Part One: OLD VS. NEW WAYS TO MAP THE PROCESS
For many people, systematic thinking is thrown out the window when
examining the world of sales and marketing. In 1999 a popular observer
of the sales scene, writing in a respected publication (both shall
remain nameless), wrote that what happens in sales is "magic." The
author's analysis of the process is that a potential customer appears.
Then abacadabra-a sales transaction is consummated-each one a
surprising, mysterious, fleeting, and discrete event. We may hope the
customer buys again, but if they do not it is nothing to lose sleep
over. There's plenty more out there.
The old "Sales as Discrete" event view (hereby dubbed the SAD view of
sales, tongue firmly in cheek) is illustrated in Figure One. This
approach tends to treat each transaction as the result of a minor
miracle.
Figure One. Old "Sales as Discrete" (SAD) View of Sales Process

By contrast, when quality thinking is applied to the field of sales
and marketing, we are likely to draw a high-level flow chart that
looks more like Figure Two.
Figure Two. New View of Sales Process (High Level)

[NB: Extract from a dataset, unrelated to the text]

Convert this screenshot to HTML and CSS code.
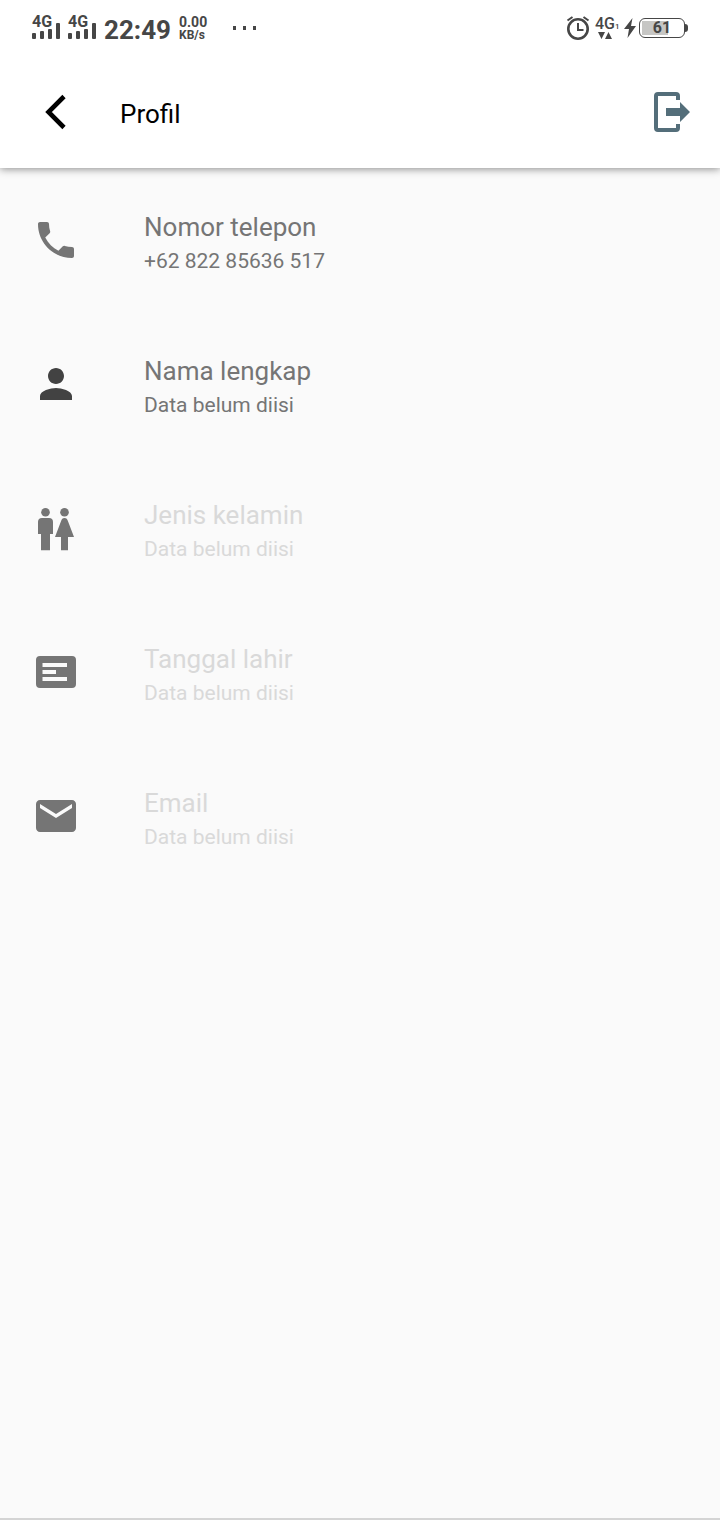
FILE: index.html
```html
<!DOCTYPE html>
<html lang="id">
<head>
<meta charset="utf-8">
<meta name="viewport" content="width=device-width, initial-scale=1">
<title>Profil</title>
<link rel="stylesheet" href="styles.css">
</head>
<body>
<div class="status-bar">
  <div class="status-group">
    <div class="signal">
      <svg class="signal-bars" viewBox="0 0 28 24"><rect x="0" y="17" width="4" height="6" rx="1"/><rect x="8" y="15" width="4" height="8" rx="1"/><rect x="16" y="13" width="4" height="10" rx="1"/><rect x="24" y="7" width="4" height="16" rx="1"/></svg>
      <span class="signal-type">4G</span>
    </div>
    <div class="signal">
      <svg class="signal-bars" viewBox="0 0 28 24"><rect x="0" y="17" width="4" height="6" rx="1"/><rect x="8" y="15" width="4" height="8" rx="1"/><rect x="16" y="13" width="4" height="10" rx="1"/><rect x="24" y="7" width="4" height="16" rx="1"/></svg>
      <span class="signal-type">4G</span>
    </div>
    <time class="clock">22:49</time>
    <div class="speed"><span class="speed-value">0.00</span><span class="speed-unit">KB/s</span></div>
    <svg class="dots" viewBox="0 0 24 4"><rect x="0" width="3" height="4"/><rect x="10" width="3" height="4"/><rect x="20" width="3" height="4"/></svg>
  </div>
  <div class="status-group status-group-end">
    <svg class="alarm" viewBox="0 0 24 26"><circle cx="12" cy="14" r="9.700" fill="none" stroke="currentColor" stroke-width="2.600"/><path d="M12 8v7h5.500M1.500 5.500 6.500 2M22.500 5.500l-5-3.500" fill="none" stroke="currentColor" stroke-width="2"/></svg>
    <div class="network">
      <span class="network-type">4G<span class="network-sim">1</span></span>
      <svg class="network-arrows" viewBox="0 0 14 8"><path d="M0 1h7L3.500 8zM7 8h7L10.500 1z"/></svg>
    </div>
    <svg class="bolt" viewBox="0 0 12 20"><path d="M8.500 0 0 11h5L3.500 20 12 8H7z"/></svg>
    <div class="battery"><span class="battery-level">61</span></div>
  </div>
</div>

<header class="app-bar">
  <button class="icon-button" type="button" aria-label="Kembali">
    <svg class="icon" viewBox="0 0 48 48"><path d="M32 8.500 16.500 24 32 39.500" fill="none" stroke="currentColor" stroke-width="4.600"/></svg>
  </button>
  <h1 class="title">Profil</h1>
  <button class="icon-button logout" type="button" aria-label="Keluar">
    <svg class="icon" viewBox="0 0 48 48"><path d="M32 12V8a2 2 0 0 0-2-2H12a2 2 0 0 0-2 2v32a2 2 0 0 0 2 2h18a2 2 0 0 0 2-2v-4" fill="none" stroke="currentColor" stroke-width="4"/><path d="M20 20h14v-6l10 10-10 10v-6H20z"/></svg>
  </button>
</header>

<main class="content">
  <ul class="list">
    <li><button class="row" type="button">
      <svg class="icon" viewBox="0 0 24 24"><path d="M6.620 10.790c1.440 2.830 3.760 5.140 6.590 6.590l2.200-2.200c.27-.27.67-.36 1.020-.24 1.120.37 2.330.57 3.570.57.55 0 1 .45 1 1V20c0 .55-.45 1-1 1-9.390 0-17-7.610-17-17 0-.55.45-1 1-1h3.500c.55 0 1 .45 1 1 0 1.250.2 2.450.57 3.570.11.35.03.74-.25 1.020z"/></svg>
      <span class="row-text"><span class="label">Nomor telepon</span><span class="value">+62 822 85636 517</span></span>
    </button></li>
    <li><button class="row" type="button">
      <svg class="icon icon-dark" viewBox="0 0 24 24"><path d="M12 12c2.210 0 4-1.790 4-4s-1.790-4-4-4-4 1.790-4 4 1.790 4 4 4zm0 2c-2.670 0-8 1.340-8 4v2h16v-2c0-2.660-5.330-4-8-4z"/></svg>
      <span class="row-text"><span class="label">Nama lengkap</span><span class="value">Data belum diisi</span></span>
    </button></li>
    <li><button class="row" type="button" disabled>
      <svg class="icon" viewBox="0 0 48 48"><circle cx="13.500" cy="8.200" r="4.300"/><circle cx="32.500" cy="8.200" r="4.300"/><path d="M10 14h7a4 4 0 0 1 4 4v12h-3v16.300H9V30H6V18a4 4 0 0 1 4-4zM32.500 14c2 0 2.800 1.200 3.300 2.800L42 33h-6v13.300h-7V33h-6l6.200-16.200c.5-1.600 1.300-2.800 3.300-2.800z"/></svg>
      <span class="row-text"><span class="label">Jenis kelamin</span><span class="value">Data belum diisi</span></span>
    </button></li>
    <li><button class="row" type="button" disabled>
      <svg class="icon" viewBox="0 0 48 48"><path fill-rule="evenodd" d="M8 8h32a4 4 0 0 1 4 4v24a4 4 0 0 1-4 4H8a4 4 0 0 1-4-4V12a4 4 0 0 1 4-4zM10.500 15v4H35v-4zM10.500 22v4H24v-4zM10.500 29v4H35v-4z"/></svg>
      <span class="row-text"><span class="label">Tanggal lahir</span><span class="value">Data belum diisi</span></span>
    </button></li>
    <li><button class="row" type="button" disabled>
      <svg class="icon" viewBox="0 0 24 24"><path d="M20 4H4c-1.100 0-1.990.9-1.990 2L2 18c0 1.100.9 2 2 2h16c1.100 0 2-.9 2-2V6c0-1.100-.9-2-2-2zm0 4-8 5-8-5V6l8 5 8-5v2z"/></svg>
      <span class="row-text"><span class="label">Email</span><span class="value">Data belum diisi</span></span>
    </button></li>
  </ul>
</main>
</body>
</html>
```
FILE: styles.css
```css
* { box-sizing: border-box; }

body {
  margin: 0;
  min-height: 100vh;
  display: flex;
  flex-direction: column;
  background: #fafafa;
  color: #757575;
  font-family: Roboto, "Liberation Sans", sans-serif;
}

svg { display: block; flex: none; fill: currentColor; }

button {
  border: 0;
  padding: 0;
  background: none;
  color: inherit;
  font: inherit;
  text-align: left;
  cursor: pointer;
}

.status-bar {
  height: 56px;
  padding: 0 32px;
  display: flex;
  align-items: center;
  justify-content: space-between;
  background: #fff;
  color: #464646;
  font-weight: 700;
}

.status-group { display: flex; align-items: center; gap: 8px; }
.status-group-end { gap: 5px; }

.signal { display: grid; }
.signal > * { grid-area: 1 / 1; }
.signal-bars { width: 28px; height: 24px; }
.signal-type { font-size: 16px; line-height: 12px; }

.clock { padding-top: 4px; font-size: 26px; line-height: 32px; }

.speed { padding-top: 1px; display: flex; flex-direction: column; }
.speed-value { font-size: 14px; line-height: 13px; }
.speed-unit { font-size: 12px; line-height: 12px; }

.dots { width: 24px; height: 4px; margin-left: 18px; }

.alarm { width: 24px; height: 26px; }
.network { width: 24px; display: flex; flex-direction: column; align-items: flex-start; }
.network-type { height: 14px; font-size: 16px; font-weight: 500; line-height: 14px; white-space: nowrap; }
.network-sim { font-size: 8px; }
.network-arrows { width: 14px; height: 8px; margin-left: 3px; }
.bolt { width: 12px; height: 20px; }

.battery {
  position: relative;
  width: 46px;
  height: 20px;
  margin: 0 3px 0 -2px;
  padding: 2px;
  border: 1px solid #464646;
  border-radius: 6px;
  background: linear-gradient(#c6c6c4, #c6c6c4) 2px 2px / 26px 14px no-repeat;
  font-size: 16px;
  line-height: 14px;
  text-align: center;
}

.battery::after {
  content: "";
  position: absolute;
  top: 5px;
  right: -4px;
  width: 3px;
  height: 8px;
  border-radius: 0 3px 3px 0;
  background: #464646;
}

.app-bar {
  position: relative;
  height: 112px;
  padding: 0 26px 0 32px;
  display: flex;
  align-items: center;
  background: #fff;
  color: #000;
  box-shadow: 0 1px 8px rgba(0, 0, 0, 0.45);
  clip-path: inset(0 0 -16px 0);
}

.title {
  flex: 1;
  margin: 0 0 0 40px;
  padding-top: 4px;
  font-size: 26px;
  font-weight: 400;
  line-height: 32px;
}

.logout { color: #546e7a; }

.icon { width: 48px; height: 48px; }
.icon-dark { color: #424242; }

.content {
  flex: 1;
  border-bottom: 2px solid #d4d4d4;
}

.list { margin: 0; padding: 0; list-style: none; }

.row {
  width: 100%;
  height: 144px;
  padding: 0 32px;
  display: flex;
  align-items: center;
  gap: 64px;
}

.row:disabled { cursor: default; color: #757575; }
.row:disabled .row-text { color: #d9d9d9; }

.row-text { padding-top: 5px; display: flex; flex-direction: column; gap: 5px; }
.label { font-size: 26px; line-height: 32px; }
.value { font-size: 21px; line-height: 26px; }
```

Figure Two illustrates the flow of much more tangible events
across the functional departments typically responsible for them in
business to business selling. In smaller companies or in consumer
sales environments such as retailing, any given individual may play
many roles, but the flow itself is fairly similar. Marketing is
typically responsible for attracting potential customers. If Marketing
is successful, Sales then meets the potential customer for the
first time, and an initial mutual review of customer needs and wants
versus the supplier's general capabilities takes place. If a general
fit seems to make sense, a more careful needs analysis takes place,
often with specialists from Engineering (designers or other
technical experts) and Accounting (credit staff, pricing, etc.)
working as part of a team coordinated by Sales. If the project looks
feasible, a proposal is created, with Sales typically presenting the
proposal to the prospective customer. If the deal is approved,
Service (or shipping, production, installation, etc.) provides the
products and services and deals with complaints regarding the order.
Marketing observes what happens in the field to apply any lessons
learned, and the cycle begins again. Once a customer has a purchase
history, responsibility for getting a customer to return and make
repeat purchases often shifts more directly to Sales.
Of course, the process flow for any given business can be different
than the generic one illustrated above.
Notice that, even though the process mapped out in Figure Two lends
itself to systematic analysis, it does not illustrate the customer's
side of the flow. From a customer's perspective in the business to
business environment, the buying process often resembles Figure Three.
Figure Three. New View of Buying Process (High Level)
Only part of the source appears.